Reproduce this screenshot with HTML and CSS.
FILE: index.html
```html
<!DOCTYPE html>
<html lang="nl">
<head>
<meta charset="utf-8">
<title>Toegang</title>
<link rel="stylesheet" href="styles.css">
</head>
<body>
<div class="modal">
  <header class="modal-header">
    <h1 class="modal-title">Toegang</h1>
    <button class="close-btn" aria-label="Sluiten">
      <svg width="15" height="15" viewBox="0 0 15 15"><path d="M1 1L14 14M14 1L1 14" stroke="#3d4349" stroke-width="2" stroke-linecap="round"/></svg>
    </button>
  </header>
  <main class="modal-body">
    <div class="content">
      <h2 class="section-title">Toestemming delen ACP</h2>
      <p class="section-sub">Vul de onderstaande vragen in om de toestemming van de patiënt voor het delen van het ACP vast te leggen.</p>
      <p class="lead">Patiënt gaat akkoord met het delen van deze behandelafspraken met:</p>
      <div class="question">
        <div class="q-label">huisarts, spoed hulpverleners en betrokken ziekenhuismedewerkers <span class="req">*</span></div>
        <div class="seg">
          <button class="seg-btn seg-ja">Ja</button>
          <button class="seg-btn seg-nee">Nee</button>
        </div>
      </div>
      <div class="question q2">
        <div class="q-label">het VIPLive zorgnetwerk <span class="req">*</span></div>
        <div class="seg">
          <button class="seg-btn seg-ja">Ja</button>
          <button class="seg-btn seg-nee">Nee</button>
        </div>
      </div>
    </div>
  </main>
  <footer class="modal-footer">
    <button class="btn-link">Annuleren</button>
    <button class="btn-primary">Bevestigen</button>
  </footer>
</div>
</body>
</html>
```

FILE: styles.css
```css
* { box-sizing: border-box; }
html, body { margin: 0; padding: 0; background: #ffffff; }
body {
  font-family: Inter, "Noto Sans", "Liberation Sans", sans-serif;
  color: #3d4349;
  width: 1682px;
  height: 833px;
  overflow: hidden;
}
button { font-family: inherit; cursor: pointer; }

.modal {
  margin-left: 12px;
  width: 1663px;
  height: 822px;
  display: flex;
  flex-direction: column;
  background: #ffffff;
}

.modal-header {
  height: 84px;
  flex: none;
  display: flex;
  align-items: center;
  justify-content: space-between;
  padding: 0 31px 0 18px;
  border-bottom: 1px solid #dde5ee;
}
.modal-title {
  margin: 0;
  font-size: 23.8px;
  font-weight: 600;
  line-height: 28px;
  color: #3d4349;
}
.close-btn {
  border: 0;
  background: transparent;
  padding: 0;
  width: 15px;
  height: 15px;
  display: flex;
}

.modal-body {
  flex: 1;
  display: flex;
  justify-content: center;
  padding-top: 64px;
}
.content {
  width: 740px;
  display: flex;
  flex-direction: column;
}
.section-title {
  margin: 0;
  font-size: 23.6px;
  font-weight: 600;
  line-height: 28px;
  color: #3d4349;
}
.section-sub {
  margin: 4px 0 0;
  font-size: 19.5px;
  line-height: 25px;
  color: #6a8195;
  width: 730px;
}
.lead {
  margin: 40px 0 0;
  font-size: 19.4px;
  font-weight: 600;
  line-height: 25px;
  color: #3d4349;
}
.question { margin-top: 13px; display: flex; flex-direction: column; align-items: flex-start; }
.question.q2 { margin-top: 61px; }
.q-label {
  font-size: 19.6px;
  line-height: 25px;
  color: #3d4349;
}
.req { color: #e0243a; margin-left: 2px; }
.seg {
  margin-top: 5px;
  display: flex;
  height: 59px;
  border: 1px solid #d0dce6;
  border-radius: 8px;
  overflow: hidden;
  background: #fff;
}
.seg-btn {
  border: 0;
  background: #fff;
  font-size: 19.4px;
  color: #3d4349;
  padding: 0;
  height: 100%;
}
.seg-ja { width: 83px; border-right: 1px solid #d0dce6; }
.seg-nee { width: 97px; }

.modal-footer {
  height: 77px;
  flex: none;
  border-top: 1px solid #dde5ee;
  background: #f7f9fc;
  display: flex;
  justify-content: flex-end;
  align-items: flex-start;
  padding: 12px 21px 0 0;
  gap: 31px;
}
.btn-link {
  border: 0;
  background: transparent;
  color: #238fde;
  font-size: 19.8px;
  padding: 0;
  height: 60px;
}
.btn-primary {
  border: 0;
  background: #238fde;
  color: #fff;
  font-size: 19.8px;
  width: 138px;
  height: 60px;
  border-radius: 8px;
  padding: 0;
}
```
...
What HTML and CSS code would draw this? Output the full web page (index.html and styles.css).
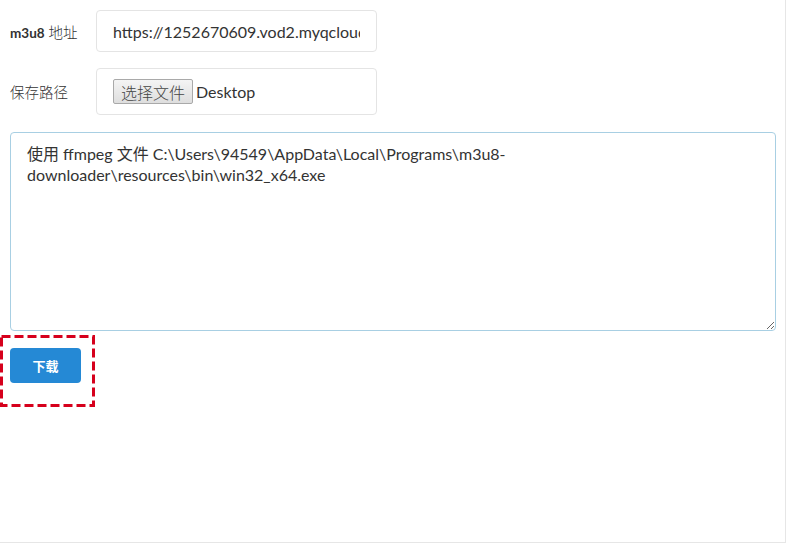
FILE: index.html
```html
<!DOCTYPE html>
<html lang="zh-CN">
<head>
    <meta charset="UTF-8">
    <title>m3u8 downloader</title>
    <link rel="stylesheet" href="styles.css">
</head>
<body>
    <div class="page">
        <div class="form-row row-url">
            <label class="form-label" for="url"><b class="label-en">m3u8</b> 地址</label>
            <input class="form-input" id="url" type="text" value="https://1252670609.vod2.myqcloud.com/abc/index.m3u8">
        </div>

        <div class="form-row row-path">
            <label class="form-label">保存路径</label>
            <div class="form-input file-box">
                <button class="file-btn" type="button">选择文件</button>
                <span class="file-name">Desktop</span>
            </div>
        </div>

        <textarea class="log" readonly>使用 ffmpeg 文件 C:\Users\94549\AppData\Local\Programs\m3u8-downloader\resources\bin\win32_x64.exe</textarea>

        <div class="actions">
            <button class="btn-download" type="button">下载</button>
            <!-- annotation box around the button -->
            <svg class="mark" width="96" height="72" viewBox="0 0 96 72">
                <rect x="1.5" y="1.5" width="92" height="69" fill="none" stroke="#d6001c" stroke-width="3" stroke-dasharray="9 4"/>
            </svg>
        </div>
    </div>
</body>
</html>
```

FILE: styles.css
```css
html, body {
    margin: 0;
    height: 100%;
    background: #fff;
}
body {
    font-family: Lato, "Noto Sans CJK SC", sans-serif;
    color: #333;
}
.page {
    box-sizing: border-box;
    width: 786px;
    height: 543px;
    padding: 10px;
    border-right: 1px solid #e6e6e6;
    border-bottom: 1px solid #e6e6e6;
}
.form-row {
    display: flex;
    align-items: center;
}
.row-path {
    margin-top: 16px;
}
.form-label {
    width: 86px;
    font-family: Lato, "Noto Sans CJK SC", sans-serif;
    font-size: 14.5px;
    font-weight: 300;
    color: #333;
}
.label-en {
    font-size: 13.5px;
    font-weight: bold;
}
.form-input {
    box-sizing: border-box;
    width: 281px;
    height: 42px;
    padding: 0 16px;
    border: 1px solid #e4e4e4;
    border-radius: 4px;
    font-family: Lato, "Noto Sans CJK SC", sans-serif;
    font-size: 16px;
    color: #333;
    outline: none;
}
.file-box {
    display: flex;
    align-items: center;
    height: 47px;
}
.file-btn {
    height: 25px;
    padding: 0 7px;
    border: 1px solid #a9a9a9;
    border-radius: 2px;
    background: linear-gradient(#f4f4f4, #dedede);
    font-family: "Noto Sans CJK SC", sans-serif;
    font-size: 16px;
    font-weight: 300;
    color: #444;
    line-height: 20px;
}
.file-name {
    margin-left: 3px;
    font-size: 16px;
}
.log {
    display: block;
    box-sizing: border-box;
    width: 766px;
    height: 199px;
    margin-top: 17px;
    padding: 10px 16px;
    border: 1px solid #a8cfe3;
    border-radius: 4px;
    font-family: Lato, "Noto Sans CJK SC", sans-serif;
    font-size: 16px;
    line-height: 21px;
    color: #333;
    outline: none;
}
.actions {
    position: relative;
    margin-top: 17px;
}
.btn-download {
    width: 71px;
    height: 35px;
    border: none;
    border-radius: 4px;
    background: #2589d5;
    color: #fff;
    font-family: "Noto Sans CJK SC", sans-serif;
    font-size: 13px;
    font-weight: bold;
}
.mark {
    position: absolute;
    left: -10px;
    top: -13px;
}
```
--
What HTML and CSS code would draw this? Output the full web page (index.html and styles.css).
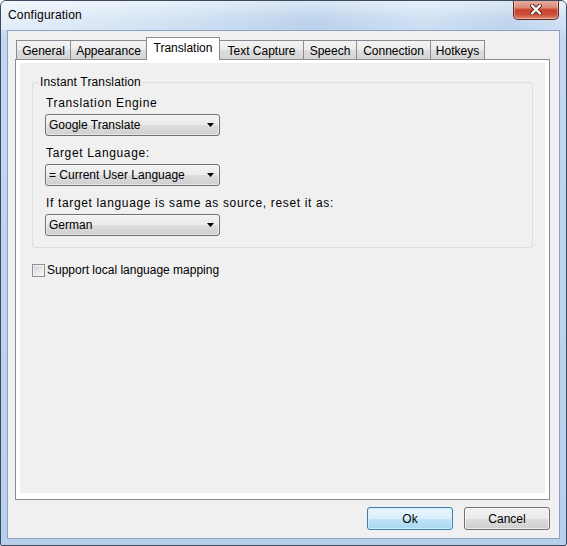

> **Objective**:
Identify every line where the string "page" appears.

> **Solution to the exercise**:
What HTML and CSS code would draw this? Output the full web page (index.html and styles.css).
    <div class="page">
.page {
What HTML and CSS code would draw this? Output the full web page (index.html and styles.css).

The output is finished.